Mumbai (Commodities Control)- Firmness in global cotton prices is far from over yet. The ICE Mar cotton contract gained 93 points for the week ended Jan 15, while the benchmark cotton futures has had a dramatic price rally from sub 50 cents in early April 2020 to 82 cents per lb touched last week.
Fundamentally, ICE cotton’s move higher has been largely based on a large cut in the USDA’s official domestic production and carryout projections, strong US weekly export data, strength in corn and soybeans, weak dollar index throughout 2020 and improving demand signals.
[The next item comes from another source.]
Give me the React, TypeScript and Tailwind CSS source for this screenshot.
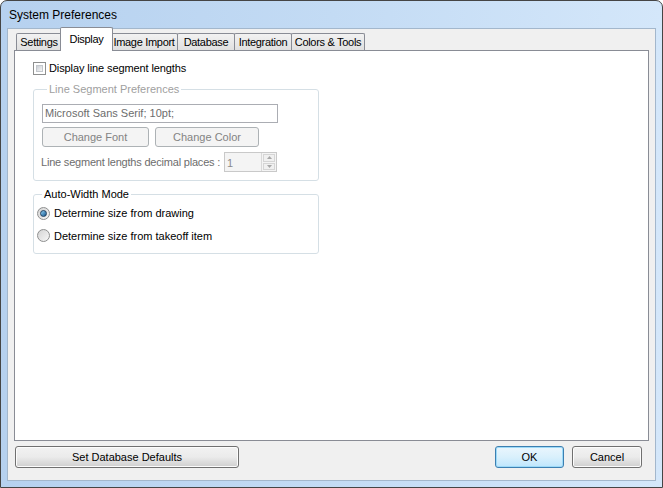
import React from 'react';

const font = { fontFamily: '"Liberation Sans", Arial, sans-serif' };

const tabs = [
  { label: 'Settings', w: 'w-[46px]' },
  { label: 'Display', w: 'w-[47px]' },
  { label: 'Image Import', w: 'w-[68px]' },
  { label: 'Database', w: 'w-[58px]' },
  { label: 'Integration', w: 'w-[58px]' },
  { label: 'Colors & Tools', w: 'w-[74px]' },
];

function Checkbox() {
  return (
    <span className="w-[13px] h-[13px] border border-[#8e8f8f] bg-white p-[2px] shrink-0">
      <span className="block w-full h-full bg-gradient-to-br from-[#cbcfd5] to-[#f6f6f6] border border-[#c3c7cc]" />
    </span>
  );
}

function Radio({ checked }: { checked?: boolean }) {
  return (
    <span className="w-[13px] h-[13px] rounded-full border border-[#8e8f8f] bg-gradient-to-br from-[#d4d4d4] to-[#f7f7f7] flex items-center justify-center shrink-0">
      {checked && (
        <span className="w-[7px] h-[7px] rounded-full bg-gradient-to-br from-[#8fd1f5] to-[#14598f] border border-[#1f3f5f]" />
      )}
    </span>
  );
}

function WinButton({
  children,
  className = '',
  isDefault = false,
  disabled = false,
}: {
  children: React.ReactNode;
  className?: string;
  isDefault?: boolean;
  disabled?: boolean;
}) {
  return (
    <div
      className={`flex items-center justify-center rounded-[3px] border ${
        disabled
          ? 'border-[#adb2b5] bg-[#f4f4f4] text-[#838383]'
          : isDefault
          ? 'border-[#3c7fb1] bg-gradient-to-b from-[#eaf6fd] via-[#d9f0fc] to-[#bee6fd] text-black shadow-[inset_0_0_0_1px_#9ddaf8]'
          : 'border-[#707070] bg-gradient-to-b from-[#f2f2f2] via-[#ebebeb] to-[#cfcfcf] text-black shadow-[inset_0_0_0_1px_#fcfcfc]'
      } ${className}`}
    >
      {children}
    </div>
  );
}

export default function App() {
  return (
    <div
      className="w-[663px] h-[488px] flex flex-col rounded-t-[7px] border border-[#454545] bg-gradient-to-r from-[#b6d1ef] via-[#c3dbf4] to-[#d4e7fa] text-[11px] text-black overflow-hidden"
      style={font}
    >
      {/* title bar */}
      <div className="h-[27px] flex items-center pl-[8px] text-[12px] text-black shrink-0">
        System Preferences
      </div>

      <div className="flex-1 flex flex-col px-[6px] pb-[6px]">
        {/* client area */}
        <div className="flex-1 flex flex-col bg-[#f0f0f0] border border-[#a3b7cc] pt-[2px] pl-[6px] pr-[6px]">
          {/* tab strip */}
          <div className="flex items-end h-[19px] pl-[2px] relative z-10 tracking-[-0.3px]">
            {tabs.map((t) =>
              t.label === 'Display' ? (
                <div
                  key={t.label}
                  className={`${t.w} h-[20px] -mb-px -mx-[2px] px-[2px] box-content bg-white border border-b-0 border-[#898c95] rounded-t-[2px] flex items-start pt-[3px] justify-center relative z-10`}
                >
                  {t.label}
                </div>
              ) : (
                <div
                  key={t.label}
                  className={`${t.w} h-[17px] bg-gradient-to-b from-[#f2f2f2] to-[#e0e0e0] border border-b-0 border-[#898c95] rounded-t-[2px] flex items-center justify-center -ml-px first:ml-0`}
                >
                  {t.label}
                </div>
              )
            )}
          </div>

          {/* tab panel */}
          <div className="h-[391px] bg-white border border-[#898c95] pl-[18px] pt-[11px]">
            <div className="flex items-center gap-[3px] h-[13px] tracking-[-0.1px]">
              <Checkbox />
              <span>Display line segment lengths</span>
            </div>

            <fieldset className="w-[286px] h-[98px] mt-[8px] border border-[#d5dfe5] rounded-[3px] pl-[8px]">
              <legend className="ml-[5px] px-[2px] text-[#a0a0a0] leading-[13px]">
                Line Segment Preferences
              </legend>
              <div className="w-[236px] h-[19px] mt-[8px] border border-[#abadb3] bg-white flex items-center pl-[2px] text-[#6d6d6d]">
                Microsoft Sans Serif; 10pt;
              </div>
              <div className="flex gap-[6px] mt-[4px]">
                <WinButton disabled className="w-[107px] h-[20px]">
                  Change Font
                </WinButton>
                <WinButton disabled className="w-[104px] h-[20px]">
                  Change Color
                </WinButton>
              </div>
              <div className="flex items-center mt-[5px] -ml-[1px]">
                <span className="text-[#6d6d6d] whitespace-nowrap tracking-[-0.2px] w-[183px]">
                  Line segment lengths decimal places :
                </span>
                <div className="w-[53px] h-[20px] border border-[#c9c9c9] bg-[#f4f4f4] flex">
                  <span className="flex-1 pl-[2px] pt-[2px] text-[#8a8a8a]">1</span>
                  <div className="w-[15px] flex flex-col border-l border-[#d9d9d9] p-px gap-px">
                    <div className="flex-1 border border-[#d5d5d5] bg-[#f0f0f0] flex items-center justify-center">
                      <svg width="5" height="3" viewBox="0 0 5 3">
                        <path d="M0 3 L2.5 0 L5 3 Z" fill="#a7a7a7" />
                      </svg>
                    </div>
                    <div className="flex-1 border border-[#d5d5d5] bg-[#f0f0f0] flex items-center justify-center">
                      <svg width="5" height="3" viewBox="0 0 5 3">
                        <path d="M0 0 L2.5 3 L5 0 Z" fill="#a7a7a7" />
                      </svg>
                    </div>
                  </div>
                </div>
              </div>
            </fieldset>

            <fieldset className="w-[286px] h-[66px] mt-[7px] border border-[#d5dfe5] rounded-[3px] pl-[3px]">
              <legend className="ml-[5px] px-[2px] leading-[13px]">Auto-Width Mode</legend>
              <div className="flex items-center gap-[4px] mt-[4px]">
                <Radio checked />
                <span>Determine size from drawing</span>
              </div>
              <div className="flex items-center gap-[4px] mt-[6px]">
                <Radio />
                <span>Determine size from takeoff item</span>
              </div>
            </fieldset>
          </div>

          {/* bottom buttons */}
          <div className="flex items-center mt-[5px] pl-[1px] pr-[7px]">
            <WinButton className="w-[224px] h-[22px]">Set Database Defaults</WinButton>
            <div className="ml-auto flex gap-[8px]">
              <WinButton isDefault className="w-[69px] h-[22px]">
                OK
              </WinButton>
              <WinButton className="w-[70px] h-[22px]">Cancel</WinButton>
            </div>
          </div>
        </div>
      </div>
    </div>
  );
}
Fund buying is consistently underpinning price rally too.
Even technical charts echo the bull trend in motion. From a chart perspective the reference range for Cotton No. 1 (ZCE) vs. Cotton No. 2 (ICE) ratio spread in USD/Metric Ton has remained within a 1.20x – 1.90x range for over 16 years.
The spread has recently turned higher from the lower threshold (current reading near 1.30x). This expanding spread between ZCE cotton and ICE cotton indicates robust demand from china. Added to all the bullish factors underpinning international cotton since last year, this one will aid the trend keeping cotton prices firm in near future.
The trend, thus suggests, there is a meaningful potential for the spread to expand to the upside. This simply means that Cotton No. 1 (ZCE) may outperform Cotton No. 2 (ICE), on a relative basis.
So on a relative trade basis, we recommend buying Cotton No. 1 (ZCE) & Sell Cotton No. 2 (ICE).